Time for a wee stop for some lunch and some photographs before we descend. 

Lunch spot almost at the top!Eric almost at the top.

The intention was to go down West Ridge, but for some reason, it went a bit Pete Tong. I think we ended up trying to go down Deep Chimney, which in itself should not be a problem, however, we opted for the abseil thing, chucked the rope down and flew down to the scree. Unfortunately the rope jammed, solid. We looked for routes back up to free the rope – I wasnt leaving it! – but we got nowhere. it was at this point that I remembered my tiblocs which I had carried about for years but never used. tblocs are self arresting devices which allow upward movement but bite into the rope to prevent you slipping back down. With a couple of screwgates and my tbloc, i set of up the rope, anticipating a hard slog, i was amazed at how quickly i made it to the top. “If only Joe Simpson had had two of these” I thought. I loosened the rope and jumped back off again making sure the rope didn’t move on the way down. It didn’t, we pulled it in and packed up and headed off. Another Munro not ticked!
Next day, we planned to do the Blaven- Clach Glas traverse and avoid getting to the top of Blaven. When we got to the car park the weather was again starting to clear as we headed up the path. What a horrible slog!

Clach Glas and Bla Bheinn (the clue is in the name!)

 On the way up, just as I was complaining as i always do about how horrible a walk this was, we bumped into 3 guys who were out for the day and quite obviously not entirely seasoned walkers or climbers. We stopped and chatted “This is THE best walk I have ever done” announced one of them. Eric looked at me and smirked. I said nothing, after all, im no judge of a “good walk”. 

Pretty soon, we were almost at the top. The summit was audibly obvious to us by the party of walkers popping champagne corks and hooching and cheering.
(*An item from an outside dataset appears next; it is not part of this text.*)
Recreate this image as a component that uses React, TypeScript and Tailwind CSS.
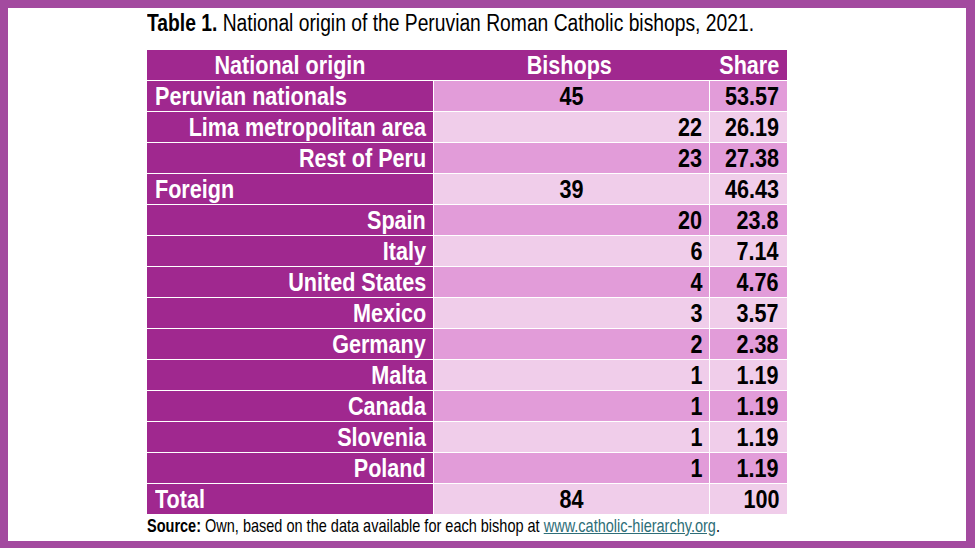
import React from "react";

type Row = { label: string; align: "left" | "right"; bishops: string; bAlign: "center" | "right"; share: string };

const rows: Row[] = [
  { label: "Peruvian nationals", align: "left", bishops: "45", bAlign: "center", share: "53.57" },
  { label: "Lima metropolitan area", align: "right", bishops: "22", bAlign: "right", share: "26.19" },
  { label: "Rest of Peru", align: "right", bishops: "23", bAlign: "right", share: "27.38" },
  { label: "Foreign", align: "left", bishops: "39", bAlign: "center", share: "46.43" },
  { label: "Spain", align: "right", bishops: "20", bAlign: "right", share: "23.8" },
  { label: "Italy", align: "right", bishops: "6", bAlign: "right", share: "7.14" },
  { label: "United States", align: "right", bishops: "4", bAlign: "right", share: "4.76" },
  { label: "Mexico", align: "right", bishops: "3", bAlign: "right", share: "3.57" },
  { label: "Germany", align: "right", bishops: "2", bAlign: "right", share: "2.38" },
  { label: "Malta", align: "right", bishops: "1", bAlign: "right", share: "1.19" },
  { label: "Canada", align: "right", bishops: "1", bAlign: "right", share: "1.19" },
  { label: "Slovenia", align: "right", bishops: "1", bAlign: "right", share: "1.19" },
  { label: "Poland", align: "right", bishops: "1", bAlign: "right", share: "1.19" },
  { label: "Total", align: "left", bishops: "84", bAlign: "center", share: "100" },
];

function Cell({
  children,
  align,
  className,
}: {
  children: React.ReactNode;
  align: "left" | "center" | "right";
  className: string;
}) {
  const justify =
    align === "left" ? "justify-start pl-[8px]" : align === "center" ? "justify-center" : "justify-end pr-[7px]";
  const origin = align === "left" ? "origin-left" : align === "center" ? "origin-center" : "origin-right";
  return (
    <div className={`flex items-center ${justify} ${className}`}>
      <span className={`shrink-0 whitespace-nowrap inline-block scale-x-[0.83] ${origin}`}>{children}</span>
    </div>
  );
}

export default function App() {
  return (
    <div className="w-[975px] h-[548px] bg-[#a34a9f] pt-[8px] pl-[8px] pr-[9px] pb-[7px] flex font-['Liberation_Sans',Arial,sans-serif]">
      <div className="flex-1 bg-white flex flex-col pl-[139px] overflow-hidden">
        <div className="h-[42px] pt-[1px] text-[23.5px] leading-[28px] text-black flex">
          <span className="shrink-0 whitespace-nowrap inline-block scale-x-[0.82] origin-left">
            <span className="font-bold">Table 1.</span> National origin of the Peruvian Roman Catholic bishops, 2021.
          </span>
        </div>
        <div className="w-[640px] flex flex-col gap-px font-bold text-[26px] leading-[30px]">
          <div className="h-[30px] bg-[#a0288f] flex text-white">
            <Cell align="center" className="w-[287px]">National origin</Cell>
            <Cell align="center" className="w-[276px]">Bishops</Cell>
            <Cell align="right" className="flex-1 pr-[8px]">Share</Cell>
          </div>
          {rows.map((r, i) => {
            const bg = i % 2 === 0 ? "bg-[#e29cd9]" : "bg-[#f0cdea]";
            return (
              <div key={r.label} className="h-[30px] flex gap-px">
                <Cell align={r.align} className="w-[286px] bg-[#a0288f] text-white">
                  {r.label}
                </Cell>
                <Cell align={r.bAlign} className={`w-[275px] ${bg} text-black`}>
                  {r.bishops}
                </Cell>
                <Cell align="right" className={`flex-1 ${bg} text-black pr-[8px]`}>
                  {r.share}
                </Cell>
              </div>
            );
          })}
        </div>
        <div className="mt-[1px] text-[17.7px] leading-[22px] text-black flex">
          <span className="shrink-0 whitespace-nowrap inline-block scale-x-[0.82] origin-left">
            <span className="font-bold">Source:</span> Own, based on the data available for each bishop at{" "}
            <span className="text-[#2e6e78] underline">www.catholic-hierarchy.org</span>.
          </span>
        </div>
      </div>
    </div>
  );
}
Eric headed on up as i sat down to my sandwiches. He came back down after congratulating the young lady who had just completed her final Munro. We headed back down looking for the start of the traverse. We looked and we looked, Kennys words ringing in our ears about it being difficult to find the start from this direction. We were just about to give up when Eric got out his altimeter, I read the route description – back to front – which said “Ascend this leftwards to a cairn at a saddle on the east ridge (795m) where the difficulties cease”. Eric says “We are at 795m”. We turned around and there was the cairn. We started to make our way down the scree and the further we went the more dubious it looked. Just at the point where I was sure we were in the wrong place, I noticed the giveaway crampon marks on the rock. We followed them round and over onto a ledge from where a corner dropped away below. It looked steep. It looked very steep, but it was quite obviously the way down (up). We decided against it. As we walked of rueing our decision to traverse from Blaven to Clach Glas, we realised why it is called the Clach Glas to Bla Bheinn travers. 

Next time! 

Aonach Eagach via A’Chailleach 

We headed up to Glen Coe with the intention of doing most of the Aggy ridge and taking in the scramble up A’Chailleach which is shown on the cover of the Scrambling Guide to Glen Coe – a great picture of the exposed pitch looking out towards the Buchaille and well worth a visit. 

A great wee scramble pitch.

The route is mostly broken outcrops interspersed by grassy ledges and each “difficulty” can be easily turned. The rock was running with water when we started and by the time we got to the main area of scrambling interest (shown opposite) the sky had almost cleared and the rock was drying off.
Eric headed up the crack pitch as I took some pictures and noted some potential climbing routes on this wee outcrop. I followed him soon after and the scenery and situation was outstanding for such an easy route. Well worth the walk just to try it.
At the top of the crag, we walked of in the direction of the Aggy ridge.
From what I can remember, the rest of the day was rather uneventful with the ridge offering some enjoyable easy scrambling and walking. We got halfway along the ridge, I avoided the first summit and we plodded back.

Eric looking towards the Aggy Ridge

Next stop is Ben Nevis this weekend. Planning on N E Buttress and down Tower Ridge, and along the way, avoiding the summit somehow??